Set exercise: Your task is to print, exactly and only, the lines from the start of the entries below through the line with "import React from 'react';". Include both ends, but skip the pictures.

Exercise input:
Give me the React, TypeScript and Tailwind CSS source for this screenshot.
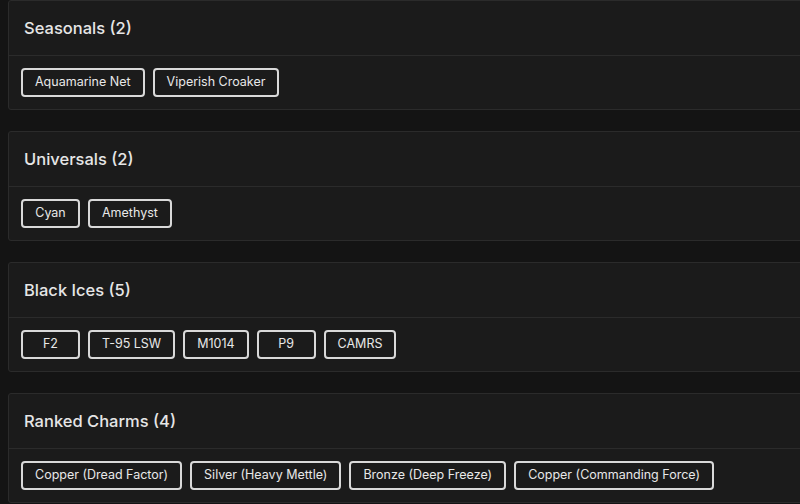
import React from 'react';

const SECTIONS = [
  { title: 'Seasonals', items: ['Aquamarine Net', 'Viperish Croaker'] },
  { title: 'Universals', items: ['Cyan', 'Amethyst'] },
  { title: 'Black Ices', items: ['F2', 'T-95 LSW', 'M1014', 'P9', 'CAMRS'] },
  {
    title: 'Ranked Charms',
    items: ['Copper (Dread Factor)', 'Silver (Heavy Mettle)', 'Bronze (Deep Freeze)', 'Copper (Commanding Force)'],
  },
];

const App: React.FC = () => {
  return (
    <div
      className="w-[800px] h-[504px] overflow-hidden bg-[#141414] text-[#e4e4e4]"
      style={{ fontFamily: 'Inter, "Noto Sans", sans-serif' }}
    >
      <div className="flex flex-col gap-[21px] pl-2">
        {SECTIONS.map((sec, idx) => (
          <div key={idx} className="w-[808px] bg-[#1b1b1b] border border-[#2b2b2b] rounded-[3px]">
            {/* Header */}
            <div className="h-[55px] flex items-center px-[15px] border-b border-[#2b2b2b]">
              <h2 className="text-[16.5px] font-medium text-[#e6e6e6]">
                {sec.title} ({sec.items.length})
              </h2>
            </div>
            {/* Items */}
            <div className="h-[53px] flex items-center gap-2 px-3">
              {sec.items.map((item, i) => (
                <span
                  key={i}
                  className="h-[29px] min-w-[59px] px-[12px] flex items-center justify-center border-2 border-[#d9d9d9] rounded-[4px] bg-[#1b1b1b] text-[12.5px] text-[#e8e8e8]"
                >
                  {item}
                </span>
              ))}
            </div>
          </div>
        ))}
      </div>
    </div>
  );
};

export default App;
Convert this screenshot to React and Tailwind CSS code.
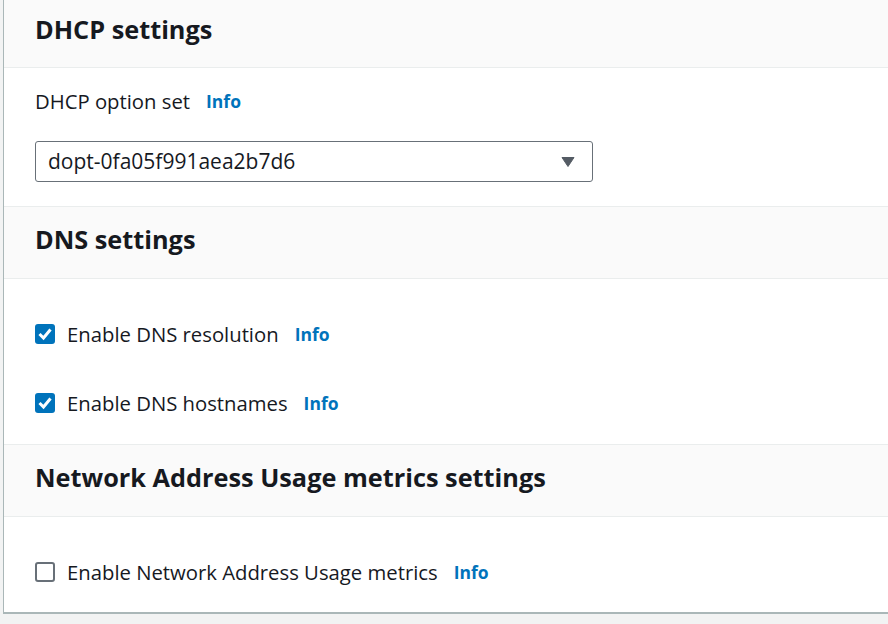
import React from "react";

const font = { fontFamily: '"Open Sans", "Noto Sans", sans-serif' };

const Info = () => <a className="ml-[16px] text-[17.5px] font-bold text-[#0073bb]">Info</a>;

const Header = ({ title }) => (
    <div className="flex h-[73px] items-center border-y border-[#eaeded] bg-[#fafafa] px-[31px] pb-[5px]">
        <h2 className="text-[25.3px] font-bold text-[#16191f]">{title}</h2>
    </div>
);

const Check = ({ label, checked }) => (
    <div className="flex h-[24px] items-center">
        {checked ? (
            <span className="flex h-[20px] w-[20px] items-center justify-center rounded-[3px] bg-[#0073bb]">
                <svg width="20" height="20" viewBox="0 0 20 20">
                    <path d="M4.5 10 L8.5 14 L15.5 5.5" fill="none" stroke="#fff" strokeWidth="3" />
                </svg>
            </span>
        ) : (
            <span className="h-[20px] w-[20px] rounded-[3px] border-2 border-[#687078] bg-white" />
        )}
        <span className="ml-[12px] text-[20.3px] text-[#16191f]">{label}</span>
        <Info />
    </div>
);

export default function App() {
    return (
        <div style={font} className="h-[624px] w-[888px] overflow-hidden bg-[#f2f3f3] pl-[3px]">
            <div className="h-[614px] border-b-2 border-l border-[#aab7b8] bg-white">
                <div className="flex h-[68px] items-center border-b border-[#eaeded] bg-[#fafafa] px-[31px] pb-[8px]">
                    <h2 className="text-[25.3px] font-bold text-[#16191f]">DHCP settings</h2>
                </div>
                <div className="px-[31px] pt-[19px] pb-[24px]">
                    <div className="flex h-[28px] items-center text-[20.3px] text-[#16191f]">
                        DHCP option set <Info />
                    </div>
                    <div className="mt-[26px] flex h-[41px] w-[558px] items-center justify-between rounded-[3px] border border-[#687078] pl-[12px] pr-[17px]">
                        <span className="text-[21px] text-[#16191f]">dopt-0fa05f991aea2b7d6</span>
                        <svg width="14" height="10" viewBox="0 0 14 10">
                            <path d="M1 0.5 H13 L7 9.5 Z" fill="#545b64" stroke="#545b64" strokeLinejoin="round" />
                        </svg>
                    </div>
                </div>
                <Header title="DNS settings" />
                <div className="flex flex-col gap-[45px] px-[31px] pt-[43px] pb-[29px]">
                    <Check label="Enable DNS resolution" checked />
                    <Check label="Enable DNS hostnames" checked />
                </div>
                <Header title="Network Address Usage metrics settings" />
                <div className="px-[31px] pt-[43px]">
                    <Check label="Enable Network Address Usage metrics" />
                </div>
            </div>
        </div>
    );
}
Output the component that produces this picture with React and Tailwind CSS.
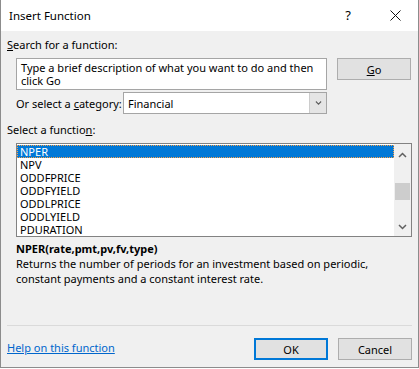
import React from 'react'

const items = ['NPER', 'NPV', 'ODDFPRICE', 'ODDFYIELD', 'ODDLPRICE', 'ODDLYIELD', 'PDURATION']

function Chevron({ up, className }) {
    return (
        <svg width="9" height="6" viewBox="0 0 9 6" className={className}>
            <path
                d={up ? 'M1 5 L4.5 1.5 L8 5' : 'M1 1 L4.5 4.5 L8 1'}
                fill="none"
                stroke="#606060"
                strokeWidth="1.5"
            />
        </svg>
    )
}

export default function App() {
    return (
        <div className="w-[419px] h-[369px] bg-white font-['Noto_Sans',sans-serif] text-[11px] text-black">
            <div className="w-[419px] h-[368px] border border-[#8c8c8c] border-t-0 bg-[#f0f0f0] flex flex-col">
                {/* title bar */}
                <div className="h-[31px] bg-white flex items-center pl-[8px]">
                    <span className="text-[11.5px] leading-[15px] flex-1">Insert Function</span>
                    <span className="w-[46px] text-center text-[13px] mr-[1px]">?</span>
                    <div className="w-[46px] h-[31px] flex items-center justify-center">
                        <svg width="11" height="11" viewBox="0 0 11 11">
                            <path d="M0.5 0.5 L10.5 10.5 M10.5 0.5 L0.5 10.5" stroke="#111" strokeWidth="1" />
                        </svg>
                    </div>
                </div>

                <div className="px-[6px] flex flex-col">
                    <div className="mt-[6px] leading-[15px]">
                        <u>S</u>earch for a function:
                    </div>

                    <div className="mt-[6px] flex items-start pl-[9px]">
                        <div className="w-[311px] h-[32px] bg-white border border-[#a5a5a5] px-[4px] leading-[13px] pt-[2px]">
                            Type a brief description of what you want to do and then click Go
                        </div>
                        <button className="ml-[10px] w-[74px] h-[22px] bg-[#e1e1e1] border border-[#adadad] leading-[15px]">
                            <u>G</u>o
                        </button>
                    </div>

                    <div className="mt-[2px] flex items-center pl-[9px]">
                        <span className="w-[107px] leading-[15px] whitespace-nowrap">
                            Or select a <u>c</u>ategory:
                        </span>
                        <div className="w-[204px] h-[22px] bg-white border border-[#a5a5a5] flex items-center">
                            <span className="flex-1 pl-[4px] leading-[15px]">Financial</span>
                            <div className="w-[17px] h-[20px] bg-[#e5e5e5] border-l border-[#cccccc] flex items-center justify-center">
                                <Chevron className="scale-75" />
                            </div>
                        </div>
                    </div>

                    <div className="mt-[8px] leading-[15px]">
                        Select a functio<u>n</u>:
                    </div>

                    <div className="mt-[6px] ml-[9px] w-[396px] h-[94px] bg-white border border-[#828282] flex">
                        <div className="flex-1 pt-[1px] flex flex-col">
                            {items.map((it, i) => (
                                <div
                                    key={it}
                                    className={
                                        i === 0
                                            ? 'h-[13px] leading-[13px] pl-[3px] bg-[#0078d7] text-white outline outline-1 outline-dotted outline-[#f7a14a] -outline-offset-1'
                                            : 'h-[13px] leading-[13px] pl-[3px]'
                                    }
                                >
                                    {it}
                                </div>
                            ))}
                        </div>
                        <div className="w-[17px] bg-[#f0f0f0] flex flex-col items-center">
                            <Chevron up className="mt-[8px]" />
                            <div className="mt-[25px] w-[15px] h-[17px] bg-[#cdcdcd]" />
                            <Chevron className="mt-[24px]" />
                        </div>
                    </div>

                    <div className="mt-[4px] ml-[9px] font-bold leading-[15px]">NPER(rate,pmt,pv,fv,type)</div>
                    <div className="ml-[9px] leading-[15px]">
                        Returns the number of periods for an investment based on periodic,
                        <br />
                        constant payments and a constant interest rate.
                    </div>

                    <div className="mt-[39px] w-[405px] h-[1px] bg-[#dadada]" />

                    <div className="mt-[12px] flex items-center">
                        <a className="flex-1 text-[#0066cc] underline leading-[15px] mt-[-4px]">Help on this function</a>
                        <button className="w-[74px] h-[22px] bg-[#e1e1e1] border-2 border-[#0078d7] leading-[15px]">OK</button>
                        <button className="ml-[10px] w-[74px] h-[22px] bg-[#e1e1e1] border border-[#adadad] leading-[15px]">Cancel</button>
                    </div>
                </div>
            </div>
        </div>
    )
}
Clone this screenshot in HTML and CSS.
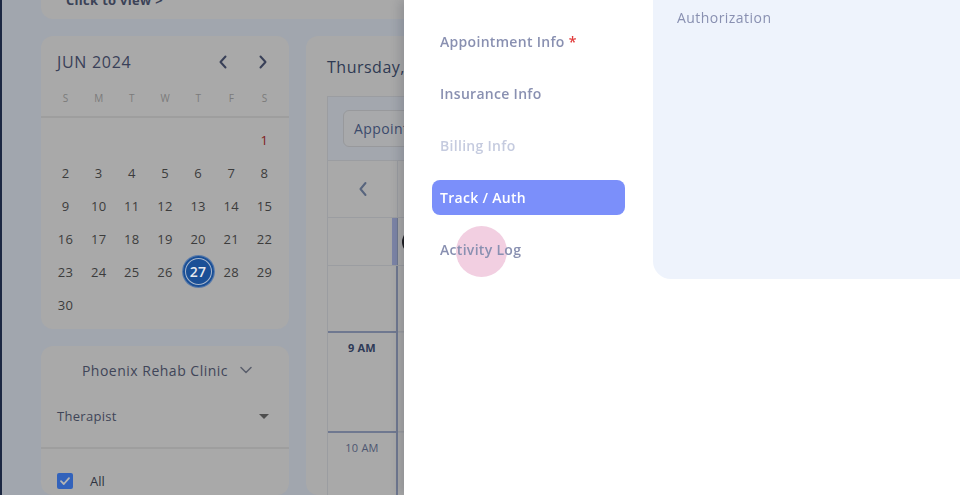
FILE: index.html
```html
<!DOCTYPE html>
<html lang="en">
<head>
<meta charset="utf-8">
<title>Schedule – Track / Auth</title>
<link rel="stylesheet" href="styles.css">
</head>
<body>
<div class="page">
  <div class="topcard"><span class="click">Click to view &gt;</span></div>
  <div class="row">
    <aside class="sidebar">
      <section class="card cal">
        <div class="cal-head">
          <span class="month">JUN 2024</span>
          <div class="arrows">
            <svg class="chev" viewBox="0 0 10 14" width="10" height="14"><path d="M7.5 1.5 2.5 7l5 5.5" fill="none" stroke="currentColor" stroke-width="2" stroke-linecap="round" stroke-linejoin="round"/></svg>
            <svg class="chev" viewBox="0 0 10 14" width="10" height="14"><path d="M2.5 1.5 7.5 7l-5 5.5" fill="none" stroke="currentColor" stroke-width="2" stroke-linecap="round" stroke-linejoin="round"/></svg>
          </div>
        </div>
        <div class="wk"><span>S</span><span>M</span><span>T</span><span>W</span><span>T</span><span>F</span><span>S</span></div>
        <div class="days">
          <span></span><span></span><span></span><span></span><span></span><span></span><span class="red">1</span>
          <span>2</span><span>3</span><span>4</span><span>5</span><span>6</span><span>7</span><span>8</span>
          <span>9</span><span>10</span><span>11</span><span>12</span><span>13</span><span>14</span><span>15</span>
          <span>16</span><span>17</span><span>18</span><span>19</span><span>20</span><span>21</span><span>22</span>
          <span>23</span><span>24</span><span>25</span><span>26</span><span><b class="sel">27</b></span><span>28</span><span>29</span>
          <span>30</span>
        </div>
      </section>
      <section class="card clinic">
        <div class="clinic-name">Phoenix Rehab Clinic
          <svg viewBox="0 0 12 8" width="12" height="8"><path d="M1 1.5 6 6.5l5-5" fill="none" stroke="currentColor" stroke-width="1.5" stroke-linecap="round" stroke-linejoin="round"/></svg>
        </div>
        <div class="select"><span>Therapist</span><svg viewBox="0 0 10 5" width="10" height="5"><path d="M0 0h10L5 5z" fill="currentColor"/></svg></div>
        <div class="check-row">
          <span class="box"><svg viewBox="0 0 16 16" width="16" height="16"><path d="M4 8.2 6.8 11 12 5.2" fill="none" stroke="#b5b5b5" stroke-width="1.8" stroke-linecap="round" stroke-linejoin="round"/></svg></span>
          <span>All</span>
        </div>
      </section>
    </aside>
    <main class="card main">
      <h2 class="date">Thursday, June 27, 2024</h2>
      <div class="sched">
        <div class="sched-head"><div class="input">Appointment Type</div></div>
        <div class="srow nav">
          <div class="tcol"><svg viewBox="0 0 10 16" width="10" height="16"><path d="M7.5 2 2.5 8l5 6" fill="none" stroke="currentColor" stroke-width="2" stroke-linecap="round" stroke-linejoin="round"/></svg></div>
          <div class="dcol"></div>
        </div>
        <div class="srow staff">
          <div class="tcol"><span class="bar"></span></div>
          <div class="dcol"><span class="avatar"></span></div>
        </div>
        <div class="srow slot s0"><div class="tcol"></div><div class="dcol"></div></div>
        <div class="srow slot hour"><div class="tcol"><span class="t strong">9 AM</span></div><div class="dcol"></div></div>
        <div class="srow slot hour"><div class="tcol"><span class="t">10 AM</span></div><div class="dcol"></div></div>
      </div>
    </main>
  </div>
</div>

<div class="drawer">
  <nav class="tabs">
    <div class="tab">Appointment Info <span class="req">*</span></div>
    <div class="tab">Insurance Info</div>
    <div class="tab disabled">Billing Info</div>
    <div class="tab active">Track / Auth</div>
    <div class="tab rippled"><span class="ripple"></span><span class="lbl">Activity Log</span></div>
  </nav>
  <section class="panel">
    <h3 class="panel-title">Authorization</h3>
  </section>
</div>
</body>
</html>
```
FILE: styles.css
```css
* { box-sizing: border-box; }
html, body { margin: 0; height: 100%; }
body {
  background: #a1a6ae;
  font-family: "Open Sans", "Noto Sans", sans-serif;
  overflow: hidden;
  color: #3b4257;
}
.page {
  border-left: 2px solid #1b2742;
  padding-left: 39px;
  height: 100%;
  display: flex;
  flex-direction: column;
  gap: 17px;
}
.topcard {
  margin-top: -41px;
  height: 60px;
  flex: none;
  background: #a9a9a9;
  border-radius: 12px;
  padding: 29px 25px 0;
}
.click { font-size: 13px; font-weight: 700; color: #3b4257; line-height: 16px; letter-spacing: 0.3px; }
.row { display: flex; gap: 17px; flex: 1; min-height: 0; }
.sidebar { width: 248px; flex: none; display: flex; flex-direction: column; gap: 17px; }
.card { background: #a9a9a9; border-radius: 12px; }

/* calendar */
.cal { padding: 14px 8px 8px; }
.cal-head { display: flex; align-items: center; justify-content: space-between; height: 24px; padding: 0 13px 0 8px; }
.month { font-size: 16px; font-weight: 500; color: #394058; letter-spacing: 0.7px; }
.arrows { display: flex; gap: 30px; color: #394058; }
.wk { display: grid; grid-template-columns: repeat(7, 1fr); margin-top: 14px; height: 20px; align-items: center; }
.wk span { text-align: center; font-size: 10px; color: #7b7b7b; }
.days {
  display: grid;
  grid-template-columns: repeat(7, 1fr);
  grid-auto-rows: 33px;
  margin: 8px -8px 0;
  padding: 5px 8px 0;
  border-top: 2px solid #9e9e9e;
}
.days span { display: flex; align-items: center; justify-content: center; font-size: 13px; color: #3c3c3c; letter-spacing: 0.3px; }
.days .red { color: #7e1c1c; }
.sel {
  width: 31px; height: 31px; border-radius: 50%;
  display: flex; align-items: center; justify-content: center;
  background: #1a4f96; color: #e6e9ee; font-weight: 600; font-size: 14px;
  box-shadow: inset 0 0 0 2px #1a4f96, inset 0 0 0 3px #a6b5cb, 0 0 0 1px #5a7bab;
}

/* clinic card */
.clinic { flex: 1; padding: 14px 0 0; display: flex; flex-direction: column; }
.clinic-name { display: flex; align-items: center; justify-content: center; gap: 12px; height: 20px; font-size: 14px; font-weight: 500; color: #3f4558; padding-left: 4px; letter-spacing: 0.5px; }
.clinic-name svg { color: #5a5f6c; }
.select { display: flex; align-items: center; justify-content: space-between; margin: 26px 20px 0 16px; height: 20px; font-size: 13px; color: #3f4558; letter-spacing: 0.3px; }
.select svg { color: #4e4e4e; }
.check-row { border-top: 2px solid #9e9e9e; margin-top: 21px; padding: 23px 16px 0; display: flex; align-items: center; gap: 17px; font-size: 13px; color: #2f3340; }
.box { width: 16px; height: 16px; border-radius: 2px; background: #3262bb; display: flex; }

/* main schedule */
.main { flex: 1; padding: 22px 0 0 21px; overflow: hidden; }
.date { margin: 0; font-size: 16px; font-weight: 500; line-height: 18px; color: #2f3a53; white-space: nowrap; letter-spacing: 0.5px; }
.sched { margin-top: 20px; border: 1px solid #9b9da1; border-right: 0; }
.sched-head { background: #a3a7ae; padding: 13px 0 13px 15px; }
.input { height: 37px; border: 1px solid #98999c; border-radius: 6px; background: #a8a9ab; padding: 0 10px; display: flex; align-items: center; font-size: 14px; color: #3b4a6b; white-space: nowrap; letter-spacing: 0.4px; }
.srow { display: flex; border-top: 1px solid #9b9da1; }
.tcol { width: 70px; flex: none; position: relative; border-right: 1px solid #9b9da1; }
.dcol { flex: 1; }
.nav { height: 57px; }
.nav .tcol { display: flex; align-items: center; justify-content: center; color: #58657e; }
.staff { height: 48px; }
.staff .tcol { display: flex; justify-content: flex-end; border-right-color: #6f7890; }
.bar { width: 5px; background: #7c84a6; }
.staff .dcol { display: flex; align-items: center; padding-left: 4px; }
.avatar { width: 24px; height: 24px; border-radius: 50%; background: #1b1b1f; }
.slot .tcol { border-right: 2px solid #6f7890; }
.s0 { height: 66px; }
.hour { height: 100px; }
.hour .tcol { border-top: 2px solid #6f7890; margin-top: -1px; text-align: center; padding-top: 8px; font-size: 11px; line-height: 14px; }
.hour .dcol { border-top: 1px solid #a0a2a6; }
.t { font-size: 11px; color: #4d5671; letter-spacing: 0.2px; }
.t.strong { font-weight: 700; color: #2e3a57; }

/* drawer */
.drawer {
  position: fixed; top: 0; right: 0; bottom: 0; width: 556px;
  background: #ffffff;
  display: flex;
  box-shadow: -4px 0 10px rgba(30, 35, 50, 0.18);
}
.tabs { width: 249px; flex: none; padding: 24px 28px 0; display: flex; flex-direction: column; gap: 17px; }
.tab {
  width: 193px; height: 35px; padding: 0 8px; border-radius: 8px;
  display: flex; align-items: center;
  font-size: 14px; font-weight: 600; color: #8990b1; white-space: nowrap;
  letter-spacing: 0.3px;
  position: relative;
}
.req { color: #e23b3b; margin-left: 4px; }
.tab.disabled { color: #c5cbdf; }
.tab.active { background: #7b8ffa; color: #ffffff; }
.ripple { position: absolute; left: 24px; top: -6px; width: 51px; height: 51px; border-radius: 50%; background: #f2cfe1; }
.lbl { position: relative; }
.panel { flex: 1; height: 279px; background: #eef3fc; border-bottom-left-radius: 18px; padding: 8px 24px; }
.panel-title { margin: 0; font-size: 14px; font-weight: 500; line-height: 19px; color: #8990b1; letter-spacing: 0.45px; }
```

Task solution:
Give me the React, TypeScript and Tailwind CSS source for this screenshot.
import React from 'react';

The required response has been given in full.